Skill· 8y–10y· 3 min

Invention Workshop — Design a Solution

Child identifies a real problem in their daily life and designs an invention to solve it. They describe or draw the invention, explain how it works, and iterate on the design when challenged. Parent observes engineering thinking, creative problem-solving, ability to explain mechanisms and cause-effect, and willingness to revise designs based on feedback.

Start voice activity

Opens a guided voice session in TogetherTime.

What you'll need

Set up at a table with paper, pencils, coloured pencils or markers, and optionally a ruler. Encourage the child to think of a genuine problem they experience. Have extra paper available for iterations.

How it works

  1. 1~35s

    What problem did your child identify? Now ask them to dig deeper: 'WHY is that a problem? What exactly makes it annoying or difficult? When does it happen? How often?' Good inventors don't just know THAT something is a problem — they understand the problem deeply before trying to solve it. This is problem definition, and it's the first step of engineering thinking. Watch: does they describe the problem vaguely or specifically? Tell me the problem and how well your child defined it!

    Watch for: problem_identification_depth

  2. 2~45s

    Now the creative part — designing the solution! Tell your child: 'You've defined the problem perfectly. Now invent something to fix it. It can be anything — realistic or wild. Draw it on paper, label the parts, and be ready to explain how it works. Think about: What does it look like? What is it made of? How does someone use it? What happens when you turn it on or activate it?' Give them 3-4 minutes to draw and think. Then ask them to present the invention. Tell me about the design and the explanation!

    Watch for: invention_design_quality

  3. 3~35s

    Every invention gets tested! Your job now is to be the friendly challenger. Ask your child: 'What happens if it breaks?' 'What if it rains on it?' 'What if a 3-year-old tried to use it — would they figure it out?' 'What's the most likely thing to go wrong?' These are engineering stress-test questions, and they test whether your child can think critically about their own design. Watch: does they get defensive, or does they think about the problems and try to fix them? That's iterative design. Tell me how your child handles the challenges!

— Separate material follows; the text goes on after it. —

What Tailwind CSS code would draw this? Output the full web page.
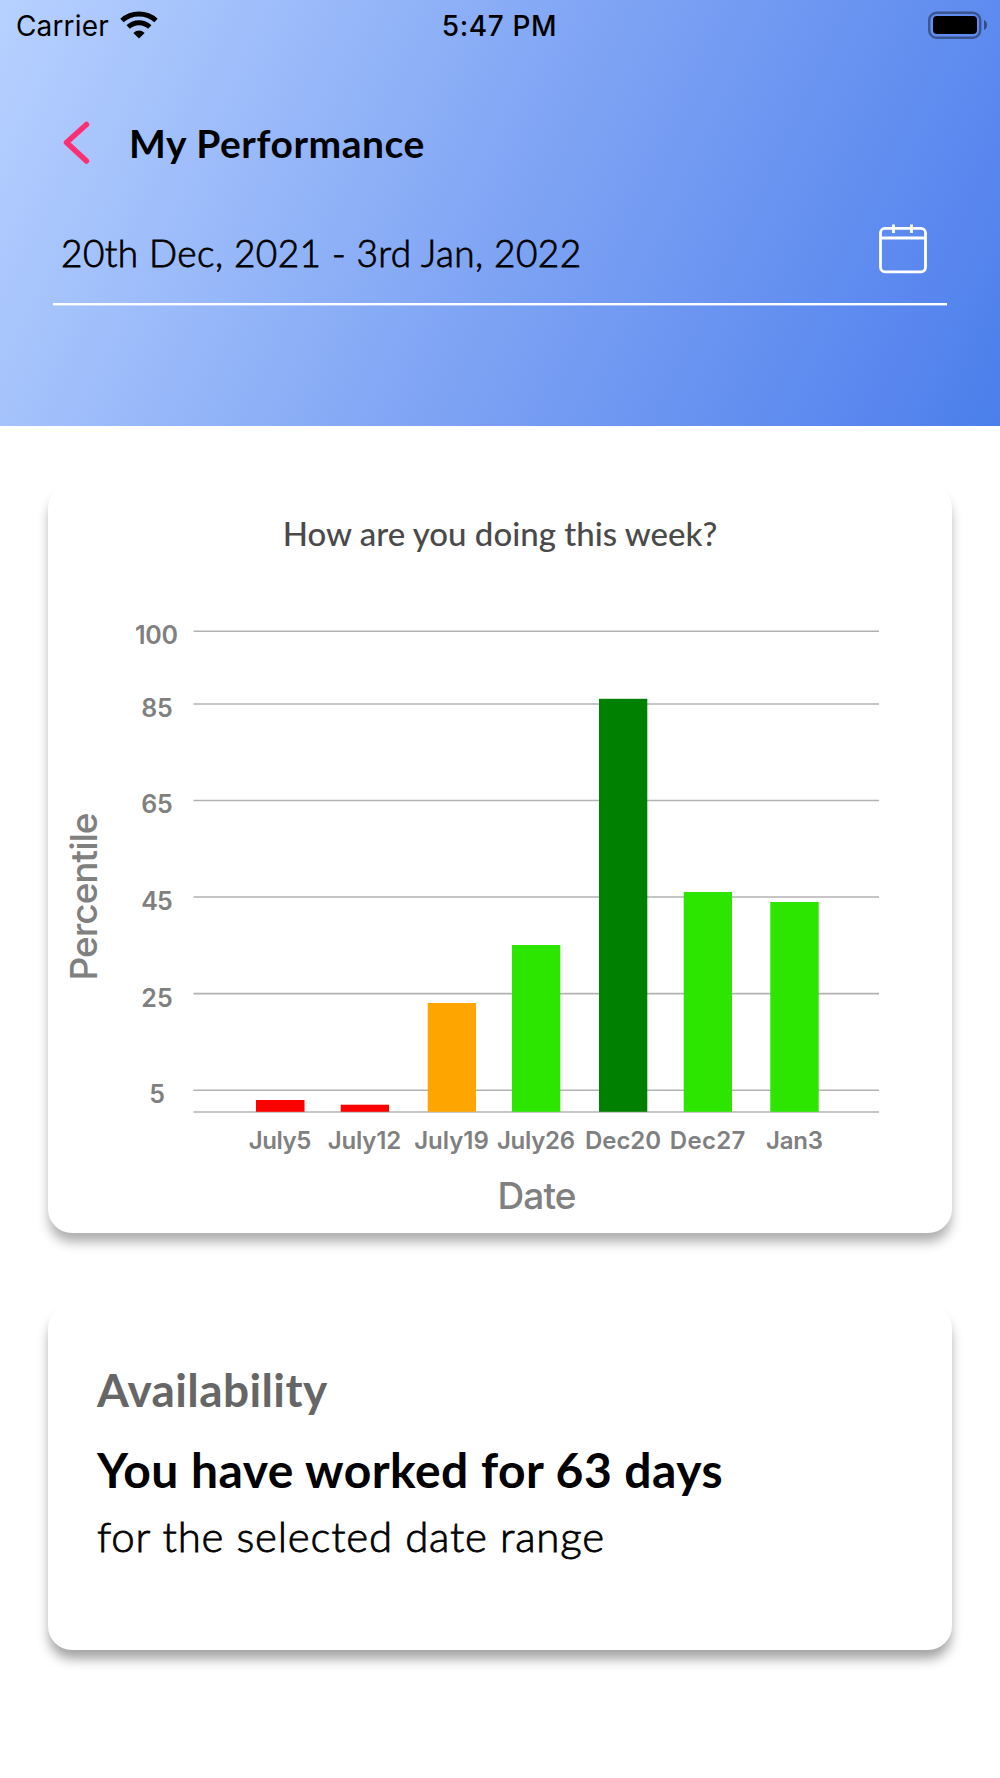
<!DOCTYPE html>
<html lang="en">
<head>
<meta charset="utf-8">
<title>My Performance</title>
<script src="https://cdn.jsdelivr.net/npm/@tailwindcss/browser@4"></script>
</head>
<body class="h-[1778px] w-[1000px] overflow-hidden bg-white font-[Lato,sans-serif] text-black">
  <header class="h-[426px] bg-[linear-gradient(115deg,#b7d1ff_0%,#80a5f4_50%,#5685ee_91%,#4a7fea_100%)]">
    <!-- Status bar -->
    <div class="grid h-[50px] grid-cols-3 items-center pr-3 pl-4 font-[Inter,sans-serif] text-[28px] leading-[52px]">
      <div class="flex items-center gap-[11px]">
        <span class="tracking-[0.15px]">Carrier</span>
        <svg class="h-[28px] w-[38px] -translate-y-px" viewBox="0 0 38 28" fill="none">
          <path d="M2 9.500C11.500 .8 26.500 .8 36 9.500" stroke="#000" stroke-width="5"/>
          <path d="M8.200 16C14.500 10.300 23.500 10.300 29.800 16" stroke="#000" stroke-width="5"/>
          <path d="M19 27.500L13.300 22Q19 17.200 24.700 22Z" fill="#000"/>
        </svg>
      </div>
      <div class="pr-[5px] text-center font-medium tracking-[0.6px]">5:47 PM</div>
      <svg class="-mt-0.5 h-[28px] w-[60px] justify-self-end" viewBox="928 10 60 28">
        <rect x="929.200" y="11.700" width="51" height="25" rx="7.500" fill="none" stroke="#000" stroke-opacity=".4" stroke-width="2.400"/>
        <rect x="933" y="15" width="44" height="18" rx="4" fill="#000"/>
        <path d="M984 19C988 20.500 988 27.500 984 29Z" fill="#000" fill-opacity=".45"/>
      </svg>
    </div>

    <div class="mt-[62px] flex h-[60px] items-center pl-[62px]">
      <svg class="h-[45px] w-[30px]" viewBox="62 120 30 45" fill="none" stroke="#ff2e74" stroke-width="5.500" stroke-linecap="round" stroke-linejoin="round"><path d="M86.500 124.500L66.500 142.500L86.500 161"/></svg>
      <h1 class="ml-[37px] pt-[3px] text-[39px] font-bold tracking-[0.55px]">My Performance</h1>
    </div>

    <div class="mx-[53px] mt-[52px] flex h-[81px] justify-between border-b-2 border-white pr-[19px] pl-[8px] shadow-[0_1px_0_rgba(255,255,255,0.4)]">
      <span class="text-[37px] leading-[58px] font-light tracking-[0.42px] [-webkit-text-stroke:0.8px_#000]">20th Dec, 2021 - 3rd Jan, 2022</span>
      <svg class="h-[50px] w-[50px]" viewBox="878 224 50 50" fill="none" stroke="#fff" stroke-width="2.800">
        <rect x="880.500" y="228.300" width="45" height="43.500" rx="4.500"/>
        <path d="M880 238H926M893.500 224.500V233M911.500 224.500V233"/>
      </svg>
    </div>
  </header>

  <main class="flex flex-col gap-[72px] px-12 pt-[58px]">
    <section class="h-[749px] rounded-[24px] bg-white pt-[19px] shadow-[0_10px_12px_-1px_rgba(0,0,0,0.32)]">
      <h2 class="text-center text-[33px] leading-[60px] font-medium text-[#4a4a4a]">How are you doing this week?</h2>
      <svg class="block h-[670px] w-[904px] font-[Inter,sans-serif]" viewBox="48 563 904 670">
        <!-- Grid lines -->
        <path d="M193.500 631.300H879M193.500 704H879M193.500 800.500H879M193.500 897H879M193.500 993.600H879M193.500 1090.200H879M193.500 1112H879" stroke="#b2b2b2" stroke-width="1.600"/>
        <!-- Weekly bars -->
        <g>
          <rect x="256" y="1100" width="48.500" height="11.800" fill="#f00"/>
          <rect x="340.700" y="1104.700" width="48.300" height="7.100" fill="#f00"/>
          <rect x="427.700" y="1003" width="48.300" height="108.800" fill="#ffa500"/>
          <rect x="512" y="945" width="48.300" height="166.800" fill="#2ce600"/>
          <rect x="599" y="698.800" width="48.300" height="413" fill="#008000"/>
          <rect x="683.700" y="892" width="48.300" height="219.800" fill="#2ce600"/>
          <rect x="770.300" y="902" width="48.400" height="209.800" fill="#2ce600"/>
        </g>
        <g fill="#808080" text-anchor="middle" class="text-[25px] font-semibold">
          <text x="156.500" y="644" textLength="43">100</text>
          <text x="157" y="716.500" textLength="31.500">85</text>
          <text x="157" y="813.300" textLength="31.500">65</text>
          <text x="157" y="909.800" textLength="31.500">45</text>
          <text x="157" y="1006.600" textLength="31.500">25</text>
          <text x="157" y="1103.200">5</text>
        </g>
        <g fill="#808080" text-anchor="middle" class="text-[24px] font-semibold">
          <text x="280" y="1148.500" textLength="62.500">July5</text>
          <text x="364.500" y="1148.500" textLength="73.500">July12</text>
          <text x="451.500" y="1148.500" textLength="74.500">July19</text>
          <text x="536" y="1148.500" textLength="78">July26</text>
          <text x="623" y="1148.500" textLength="76">Dec20</text>
          <text x="707.500" y="1148.500" textLength="75.500">Dec27</text>
          <text x="794.500" y="1148.500" textLength="57">Jan3</text>
        </g>
        <g fill="#808080" text-anchor="middle" class="text-[37px] font-medium">
          <text x="537" y="1208.500" textLength="79">Date</text>
          <text transform="translate(97.300 896.500) rotate(-90)" textLength="168">Percentile</text>
        </g>
      </svg>
    </section>

    <section class="h-[345px] rounded-[24px] bg-white pr-12 pl-[49px] pt-[45px] shadow-[0_10px_12px_-1px_rgba(0,0,0,0.36)]">
      <h2 class="text-[46px] leading-[80px] font-bold tracking-[0.4px] text-[#666]">Availability</h2>
      <p class="text-[48px] leading-[80px] font-bold tracking-[0.48px]">You have worked for 63 days</p>
      <p class="text-[42px] leading-[52px] font-light tracking-[0.8px] [-webkit-text-stroke:0.8px_#000]">for the selected date range</p>
    </section>
  </main>
</body>
</html>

    Watch for: design_iteration_response

  4. 4~30s

    Final step — the Inventor's Pitch! Ask your child: 'Imagine you're on a TV show for inventors and you have 30 seconds to convince the judges to fund your invention. Tell them: the problem, your solution, how it works, and why it's great.' Then the reflection: 'What part of being an inventor was hardest — finding the problem, designing the solution, or defending it against challenges?' And: 'If you had a whole month and a real workshop, what would you improve?' Tell me the pitch and the reflection!